Sebastian recalls discussing suicide with Adrian at the funeral of their brother James (30), but it was only to firmly rule it out as an option. "He told me that he'd never do anything like that. He said he'd never be able to do it and, anyway, he wouldn't cause even more grief for Mammy."

Some relatives have discussed openly the possibility of a suicide pact between Adrian and Ciara. "I don't think Adrian would have done that on his own, it may have been a joint decision between the two," says his sister Bridget. "There's no way he'd have done it on his own. They were extremely close."

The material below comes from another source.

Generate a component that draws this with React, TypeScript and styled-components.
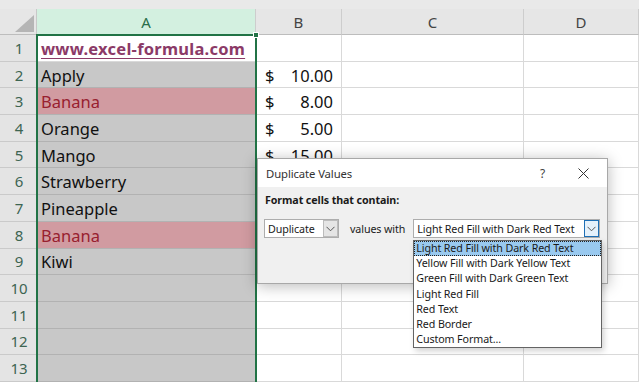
import React from "react";
import styled, { createGlobalStyle } from "styled-components";

const Global = createGlobalStyle`
  html, body { margin: 0; padding: 0; background: #fff; overflow: hidden; }
  * { box-sizing: border-box; }
`;

const COLS = "37px 219px 86px 182px 115px";
const ROW_H = 26.7;

const Sheet = styled.div`
  position: relative;
  width: 639px;
  height: 382px;
  overflow: hidden;
  background: #fff;
  font-family: "Noto Sans", "Open Sans", sans-serif;
`;

const TopStrip = styled.div`
  height: 9px;
  background: #e9e9e9;
`;

const Grid = styled.div`
  display: grid;
  grid-template-columns: ${COLS};
  grid-auto-rows: ${ROW_H}px;
  grid-template-rows: 26px;
`;

const Corner = styled.div`
  background: #e6e6e6;
  border-bottom: 1px solid #bdbdbd;
  border-right: 1px solid #c8c8c8;
  position: relative;
  &::after {
    content: "";
    position: absolute;
    left: 15px;
    top: 6px;
    width: 19px;
    height: 17px;
    background: #b5b5b5;
    clip-path: polygon(100% 0, 100% 100%, 0 100%);
  }
`;

const ColHead = styled.div<{ $sel?: boolean }>`
  background: ${(p) => (p.$sel ? "#d3f0e0" : "#e6e6e6")};
  color: ${(p) => (p.$sel ? "#2a6e4a" : "#444")};
  border-right: 1px solid #cdcdcd;
  border-bottom: 1px solid #bdbdbd;
  display: flex;
  align-items: center;
  justify-content: center;
  font-size: 15px;
  padding-top: 1px;
`;

const RowHead = styled.div`
  background: #e4e4e4;
  color: #3d6552;
  border-bottom: 1px solid #cacaca;
  display: flex;
  align-items: center;
  justify-content: center;
  font-size: 15px;
  padding-left: 1px;
`;

type Fill = "sel" | "dup" | "active" | "plain";

const Cell = styled.div<{ $fill: Fill }>`
  background: ${(p) =>
    p.$fill === "sel" ? "#c8c8c8" : p.$fill === "dup" ? "#d19ba1" : "#fff"};
  color: ${(p) => (p.$fill === "dup" ? "#98202f" : "#111")};
  border-right: 1px solid #d9d9d9;
  border-bottom: 1px solid
    ${(p) => (p.$fill === "sel" || p.$fill === "dup" ? "#b2b2b2" : "#d9d9d9")};
  display: flex;
  align-items: center;
  padding: 1px 4px 0 4px;
  font-size: 16.5px;
  white-space: nowrap;
  overflow: hidden;
`;

const LinkText = styled.span`
  font-weight: 700;
  color: #8b3a67;
  text-decoration: underline;
  text-underline-offset: 3px;
  letter-spacing: 0.25px;
`;

const Money = styled.div`
  display: flex;
  justify-content: space-between;
  width: 100%;
  padding: 0 4px 0 5px;
`;

const SelectionFrame = styled.div`
  position: absolute;
  left: 36px;
  top: 34px;
  width: 221px;
  height: 360px;
  border: 2px solid #217346;
  border-bottom: none;
  pointer-events: none;
`;

const Handle = styled.div`
  position: absolute;
  left: 253px;
  top: 32px;
  width: 6px;
  height: 6px;
  background: #217346;
  border: 1px solid #fff;
`;

const Dialog = styled.div`
  position: absolute;
  left: 257px;
  top: 158px;
  width: 351px;
  height: 126px;
  background: #f0f0f0;
  border: 1px solid #a8a8a8;
  box-shadow: 0 2px 14px rgba(0, 0, 0, 0.28);
  font-family: "Noto Sans", "Open Sans", sans-serif;
  font-size: 10.7px;
  letter-spacing: -0.1px;
  color: #1a1a1a;
  display: flex;
  flex-direction: column;
`;

const TitleBar = styled.div`
  height: 28px;
  background: #fff;
  display: flex;
  align-items: center;
  padding: 0 3px 0 8px;
  font-size: 11.3px;
  color: #333;
`;

const Title = styled.div`
  flex: 1;
`;

const TitleBtn = styled.div`
  width: 41px;
  display: flex;
  justify-content: center;
  align-items: center;
  color: #444;
  font-size: 12px;
`;

const Body = styled.div`
  padding: 6px 6px;
  display: flex;
  flex-direction: column;
  gap: 12px;
`;

const Label = styled.div`
  font-weight: 700;
  padding-left: 1px;
`;

const FormRow = styled.div`
  display: flex;
  align-items: center;
`;

const Caption = styled.span`
  white-space: nowrap;
  flex-shrink: 0;
  margin: 0 8px 0 11px;
`;

const Combo = styled.div<{ $w: number }>`
  position: relative;
  flex-shrink: 0;
  width: ${(p) => p.$w}px;
  height: 19px;
  background: #fff;
  border: 1px solid #adadad;
  display: flex;
  align-items: center;
  padding-left: 3px;
`;

const ComboText = styled.div`
  flex: 1;
  white-space: nowrap;
  overflow: hidden;
`;

const ComboBtn = styled.div<{ $focus?: boolean }>`
  width: 15px;
  height: 17px;
  background: ${(p) => (p.$focus ? "#e5f1fb" : "#e5e5e5")};
  border: 1px solid ${(p) => (p.$focus ? "#1e6fb5" : "#bcbcbc")};
  display: flex;
  align-items: center;
  justify-content: center;
`;

const DropList = styled.div`
  position: absolute;
  left: -1px;
  top: 20px;
  width: 189px;
  background: #fff;
  border: 1px solid #646464;
  box-shadow: 2px 3px 6px rgba(0, 0, 0, 0.18);
`;

const Item = styled.div<{ $hl?: boolean }>`
  height: 15.2px;
  line-height: 14px;
  padding-left: 2px;
  white-space: nowrap;
  background: ${(p) => (p.$hl ? "#99c9ef" : "transparent")};
  outline: ${(p) => (p.$hl ? "1px dotted #222" : "none")};
  outline-offset: -1px;
`;

const Chevron = () => (
  <svg width="9" height="6" viewBox="0 0 9 6">
    <path d="M0.5 0.8 L4.5 4.8 L8.5 0.8" fill="none" stroke="#555" strokeWidth="1" />
  </svg>
);

const CloseX = () => (
  <svg width="11" height="11" viewBox="0 0 11 11">
    <path d="M0.5 0.5 L10.5 10.5 M10.5 0.5 L0.5 10.5" stroke="#333" strokeWidth="1" />
  </svg>
);

const colA = [
  "", "Apply", "Banana", "Orange", "Mango", "Strawberry", "Pineapple", "Banana", "Kiwi", "", "", "", "",
];
const colB: (string | null)[] = [null, "10.00", "8.00", "5.00", "15.00", null, null, null, null, null, null, null, null];

const options = [
  "Light Red Fill with Dark Red Text",
  "Yellow Fill with Dark Yellow Text",
  "Green Fill with Dark Green Text",
  "Light Red Fill",
  "Red Text",
  "Red Border",
  "Custom Format...",
];

export default function App() {
  return (
    <>
      <Global />
      <Sheet>
        <TopStrip />
        <Grid>
          <Corner />
          <ColHead $sel>A</ColHead>
          <ColHead>B</ColHead>
          <ColHead>C</ColHead>
          <ColHead>D</ColHead>
          {colA.map((a, i) => {
            const fill: Fill = i === 0 ? "active" : a === "Banana" ? "dup" : "sel";
            const b = colB[i];
            return (
              <React.Fragment key={i}>
                <RowHead>{i + 1}</RowHead>
                <Cell $fill={fill}>
                  {i === 0 ? <LinkText>www.excel-formula.com</LinkText> : a}
                </Cell>
                <Cell $fill="plain">
                  {b && (
                    <Money>
                      <span>$</span>
                      <span>{b}</span>
                    </Money>
                  )}
                </Cell>
                <Cell $fill="plain" />
                <Cell $fill="plain" />
              </React.Fragment>
            );
          })}
        </Grid>
        <SelectionFrame />
        <Handle />
        <Dialog>
          <TitleBar>
            <Title>Duplicate Values</Title>
            <TitleBtn>?</TitleBtn>
            <TitleBtn>
              <CloseX />
            </TitleBtn>
          </TitleBar>
          <Body>
            <Label>Format cells that contain:</Label>
            <FormRow>
              <Combo $w={75}>
                <ComboText>Duplicate</ComboText>
                <ComboBtn>
                  <Chevron />
                </ComboBtn>
              </Combo>
              <Caption>values with</Caption>
              <Combo $w={187}>
                <ComboText>Light Red Fill with Dark Red Text</ComboText>
                <ComboBtn $focus>
                  <Chevron />
                </ComboBtn>
                <DropList>
                  {options.map((o, i) => (
                    <Item key={o} $hl={i === 0}>
                      {o}
                    </Item>
                  ))}
                </DropList>
              </Combo>
            </FormRow>
          </Body>
        </Dialog>
      </Sheet>
    </>
  );
}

Discussion of the pact, however, has been a source of anger for the O'Brien family, who insist their daughter could not have done such a thing. The plans for burials of the family also threatened to erupt into a dispute, before the two families came to an agreement during the week.

After being waked together in Co Wexford on Thursday night, Ciara and the two girls will be buried in Donegal today. Adrian will be buried locally in Co Wexford at the same time. Their joint request to be buried together will not be fulfilled.

The question of whether State authorities could have done more to protect the family, meanwhile, is an imponderable one.

Should the Garda have intervened earlier? Did they need to wait for more information from health authorities? Were the potential risks facing the family sufficient to merit their immediate placement in care? Could both authorities have communicated better? Could anything have been done to prevent the family's deaths? We are never likely to receive clear or satisfactory answers. If there is any positive to emerge from the last week's awful tragedy, it will be the renewed focus on the need for a better resourced out-of-hours social work service.

The frustration of social workers and gardaí, who are forced to work within a patchy, under-funded system for dealing with emergency care cases that is not available outside office hours, has been growing in recent years.

The shortcomings mean gardaí are regularly being forced to act as de facto social workers with only the most extreme option available to them: taking children immediately into care.

"Apart from Dublin, the rest of the country is left uncovered," says Declan Coogan of the Irish Association of Social Workers.

"We need a proper, national service to be put in place with a separate team to those working during the day."

For now, it seems the shockwaves over the death of the Dunne family will continue to resonate for years around the small village of Monageer and the outlying townlands of Enniscorthy. The community will be forever associated with this most shocking and perplexing of deaths.

Dr Tony Bates, a senior clinical psychologist, suggests the community's feelings of loss will also be accompanied by a deeper loss of trust and safety in the world.

"The world they wake up to everyday, with its normal ups and downs, has become dangerously unpredictable," he says. "The absence of an easy explanation that would help make this tragedy bearable adds enormously to their sense of loss of control."

A memorial service organised by local residents was one way many tried to come to terms with this week's events.

Catherine O'Brien, a neighbour of the Dunnes, spoke of how the deaths have jolted the community.

"Monday morning, the 23rd of April is a day we'll never forget," she said. "So many times we have been asked how we feel. Everyone, from young to old, feels the shock, sadness and disbelief."

As they filed from a memorial service at St Patrick's Church in Monageer during the week, parents gripped their children's hands tightly, while others struggled for ways to tell them of the terrifying events that had taken place in their own village.

"It's difficult enough for adults to comprehend all of this," said one local. "Just how do we ever explain it to our kids?"